Persepakbolaan nasional sedang dilanda krisis. Indonesia terancam diberi sanksi oleh FIFA karena Kongres PSSI tidak dapat memilih Ketua Umum, terlebih lagi, terjadi adu mulut yang berujung pada dihentikannya Kongres secara sepihak oleh AG. Buntut dari dihentikannya Kongres ini adalah utusan FIFA dan utusan AFC merasa sakit hati karena merasa tidak dihargai. Sungguh miris membaca pemberitaan di media massa mengenai apa yang terjadi di sepakbola dalam negeri.
Yah, apapun yang terjadi disana, saya tidak ingin terjebak politik praktis yang dilakukan oleh para pihak si PSSI antara pemegang hak suara, K78, AG, FIFA, AFC, AP, GT, NH, atau siapapun. Namun, saya merasa lucu jika ada pihak yang membuat pernyataan seolah-olah dia lebih mengerti peraturan FIFA daripada FIFA-nya sendiri, dengan menyatakan bahwa FIFA menyalahi aturannya sendiri. Bukan apa-apa, kok bisa peraturan FIFA yang dibuat oleh FIFA namun lebih dimengerti oleh seseorang entah-berantah asal Indonesia, tidak habis pikir saya. Saya bukan ingin bilang bahwa FIFA sempurna dan tidak mungkin salah, bukan itu, sungguh bukan itu . Yah apapun itu, saya hanya memperhatikan nasib persepakbolaan bangsa saya kedepannya.

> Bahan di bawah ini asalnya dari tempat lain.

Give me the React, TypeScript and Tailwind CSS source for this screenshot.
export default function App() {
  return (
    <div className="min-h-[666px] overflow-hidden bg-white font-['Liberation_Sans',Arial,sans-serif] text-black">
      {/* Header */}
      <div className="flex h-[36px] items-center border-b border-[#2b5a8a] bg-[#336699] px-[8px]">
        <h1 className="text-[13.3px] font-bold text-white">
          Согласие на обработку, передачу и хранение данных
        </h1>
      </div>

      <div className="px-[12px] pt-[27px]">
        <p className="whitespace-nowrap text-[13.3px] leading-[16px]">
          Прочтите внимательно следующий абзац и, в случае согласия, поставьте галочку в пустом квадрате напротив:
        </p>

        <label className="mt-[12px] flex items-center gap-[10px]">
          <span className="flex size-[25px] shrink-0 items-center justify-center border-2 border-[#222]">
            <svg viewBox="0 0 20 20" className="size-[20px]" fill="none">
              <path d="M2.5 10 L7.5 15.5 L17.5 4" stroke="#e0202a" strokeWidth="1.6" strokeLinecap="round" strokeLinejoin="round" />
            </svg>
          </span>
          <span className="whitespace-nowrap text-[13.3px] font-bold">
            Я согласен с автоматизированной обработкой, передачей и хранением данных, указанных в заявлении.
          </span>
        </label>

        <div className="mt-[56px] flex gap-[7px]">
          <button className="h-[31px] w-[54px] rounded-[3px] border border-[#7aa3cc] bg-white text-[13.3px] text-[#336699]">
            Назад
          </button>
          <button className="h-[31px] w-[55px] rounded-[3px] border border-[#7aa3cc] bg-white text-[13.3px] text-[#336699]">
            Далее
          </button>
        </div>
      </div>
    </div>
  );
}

Saya 'angkat topi' dengan gebrakan yang dilakukan oleh AP dengan LPI-nya. Itu merupakan gebrakan yang luar biasa untuk melawan sebuah rezim dengan menyelenggarakan sebuah liga tandingan seperti LPI, menurut saya pribadi. Namun, saya tidak suka dengan 'gaya' beliau yaitu membuat pernyataan di media bahwa beliau legowo namun tidak meredam pendukungnya, malah menyatakan untuk menanyakan atau mengajak bicara K78, para pendukungnya, bukan beliau.
Saya pribadi, sebagai pemerhati sepakbola, mengalami dilema menanggapi krisis ini. Di satu sisi, ada kelompok yang ngotot agar keinginannya dipenuhi walaupun sepakbola nasional terancam sanksi. Namun, di sisi lain, jika gebrakan yang sudah dilakukan tidak diteruskan, maka nasib sepakbola bangsa hanya ada di 'lingkaran setan' kelompok tertentu yang dekat dengan salah satu pemimpin partai yang sangat rentan pada sebuah rezim yang korup. Sungguh dilema! (setidaknya bagi saya pribadi)

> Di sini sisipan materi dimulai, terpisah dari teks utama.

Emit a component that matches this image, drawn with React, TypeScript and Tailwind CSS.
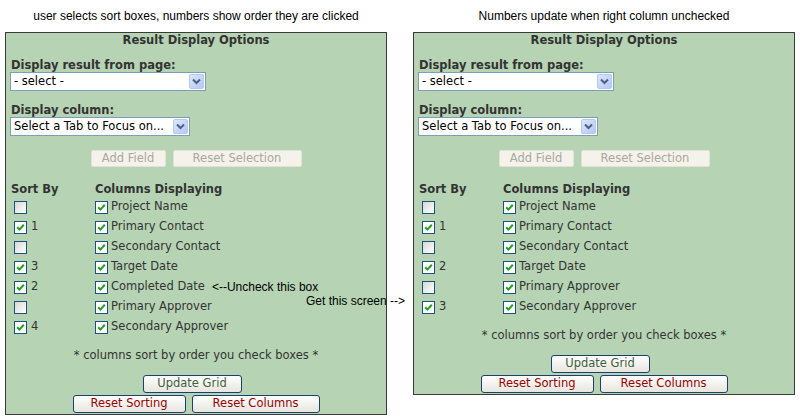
import React from 'react';

type Row = { label: string; sort: number | null; note?: string };

const leftRows: Row[] = [
  { label: 'Project Name', sort: null },
  { label: 'Primary Contact', sort: 1 },
  { label: 'Secondary Contact', sort: null },
  { label: 'Target Date', sort: 3 },
  { label: 'Completed Date', sort: 2, note: '<--Uncheck this box' },
  { label: 'Primary Approver', sort: null },
  { label: 'Secondary Approver', sort: 4 },
];

const rightRows: Row[] = [
  { label: 'Project Name', sort: null },
  { label: 'Primary Contact', sort: 1 },
  { label: 'Secondary Contact', sort: null },
  { label: 'Target Date', sort: 2 },
  { label: 'Primary Approver', sort: null },
  { label: 'Secondary Approver', sort: 3 },
];

function CheckBox({ checked }: { checked: boolean }) {
  return (
    <span
      className={`inline-flex h-[13px] w-[13px] shrink-0 items-center justify-center border border-[#1c5180] ${
        checked ? 'bg-white' : 'bg-gradient-to-br from-[#d8d8d2] to-white'
      }`}
    >
      {checked && (
        <svg width="9" height="9" viewBox="0 0 9 9">
          <path d="M1.2 4.2 L3.4 6.6 L7.8 1.8" stroke="#21a121" strokeWidth="2" fill="none" />
        </svg>
      )}
    </span>
  );
}

function Select({ text, width }: { text: string; width: string }) {
  return (
    <div className={`flex h-[19px] items-center border border-[#7f9db9] bg-white ${width}`}>
      <span className="flex-1 truncate pl-[3px] text-[11.5px] leading-[17px] text-black">{text}</span>
      <span className="mr-[1px] flex h-[15px] w-[15px] items-center justify-center rounded-[2px] border border-[#b7c9ef] bg-gradient-to-br from-[#dce6fd] to-[#b4c8f6]">
        <svg width="9" height="7" viewBox="0 0 9 7">
          <path d="M1 1.5 L4.5 5 L8 1.5" stroke="#4d6185" strokeWidth="2" fill="none" />
        </svg>
      </span>
    </div>
  );
}

function XpButton({ children, width, red }: { children: React.ReactNode; width: string; red?: boolean }) {
  return (
    <div
      className={`flex h-[18px] items-center justify-center rounded-[3px] border border-[#1b3f6f] bg-gradient-to-b from-white to-[#e6e5de] text-[11.5px] leading-none ${width} ${
        red ? 'text-[#9a0000]' : 'text-[#3f5f3f]'
      }`}
    >
      {children}
    </div>
  );
}

function DisabledButton({ children, width }: { children: React.ReactNode; width: string }) {
  return (
    <div
      className={`flex h-[17px] items-center justify-center rounded-[2px] border border-[#e4e1d6] bg-[#f4f2ea] text-[11.5px] leading-none text-[#a8a8a0] ${width}`}
    >
      {children}
    </div>
  );
}

function Panel({ rows }: { rows: Row[] }) {
  return (
    <div className="w-[382px] border border-[#3a3a3a] bg-[#b6d4b4] px-[5px] pb-[1px] text-[11.5px] text-[#333]">
      <div className="text-center font-bold leading-[15px]">Result Display Options</div>

      <div className="mt-[10px] font-bold leading-[14px]">Display result from page:</div>
      <Select text="- select -" width="w-[196px] -ml-[1px]" />

      <div className="mt-[12px] font-bold leading-[14px]">Display column:</div>
      <Select text="Select a Tab to Focus on..." width="w-[180px] -ml-[1px]" />

      <div className="mt-[14px] flex justify-center gap-[7px]">
        <DisabledButton width="w-[75px]">Add Field</DisabledButton>
        <DisabledButton width="w-[129px]">Reset Selection</DisabledButton>
      </div>

      <div className="mt-[15px] flex font-bold leading-[14px]">
        <span className="w-[84px]">Sort By</span>
        <span>Columns Displaying</span>
      </div>

      <div className="mt-[1px]">
        {rows.map((r) => (
          <div key={r.label} className="flex h-[20px] items-center">
            <div className="flex w-[84px] items-center gap-[4px] pl-[3px]">
              <CheckBox checked={r.sort !== null} />
              {r.sort !== null && <span>{r.sort}</span>}
            </div>
            <CheckBox checked />
            <span className="ml-[3px]">{r.label}</span>
            {r.note && (
              <span className="ml-[7px] font-['Liberation_Sans',Arial,sans-serif] text-[12px] text-black">{r.note}</span>
            )}
          </div>
        ))}
      </div>

      <div className="mt-[11px] text-center leading-[14px]">* columns sort by order you check boxes *</div>

      <div className="mt-[13px] flex justify-center pr-[8px]">
        <XpButton width="w-[99px]">Update Grid</XpButton>
      </div>
      <div className="mt-[2px] flex justify-center gap-[6px]">
        <XpButton width="w-[113px]" red>
          Reset Sorting
        </XpButton>
        <XpButton width="w-[128px]" red>
          Reset Columns
        </XpButton>
      </div>
    </div>
  );
}

export default function App() {
  return (
    <div className="relative h-[420px] w-[800px] overflow-hidden bg-white font-['DejaVu_Sans',Verdana,sans-serif]">
      <div className="flex items-start gap-[26px] pl-[5px]">
        <div className="w-[382px]">
          <div className="flex h-[32px] items-center justify-center font-['Liberation_Sans',Arial,sans-serif] text-[12px] text-black">
            user selects sort boxes, numbers show order they are clicked
          </div>
          <Panel rows={leftRows} />
        </div>
        <div className="w-[382px]">
          <div className="flex h-[32px] items-center justify-center font-['Liberation_Sans',Arial,sans-serif] text-[12px] text-black">
            Numbers update when right column unchecked
          </div>
          <Panel rows={rightRows} />
        </div>
      </div>
      <span className="absolute left-[306px] top-[294px] font-['Liberation_Sans',Arial,sans-serif] text-[12px] leading-[14px] text-black">
        Get this screen --&gt;
      </span>
    </div>
  );
}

Yah, kembali lagi, apapun itu, saya tidak ambil pusing, saya hanya ingin menyampaikan kepada para elit di atas sana, entah siapapun itu, entah akan sampai atau tidak, bahwa "PIKIRKAN NASIB BANGSA" jangan pikirkan yang lain, apalagi jika itu hanyalah sebuah kepentingan pribadi atau kelompok semata. Tidak jadi soal jika Indonesia harus terkena sanksi, tapi kedepannya terjadi reformasi di tubuh PSSI yang mengarah ke lebih baik. Namun, jika bisa dengan kepala dingin dan jalan damai, kenapa tidak?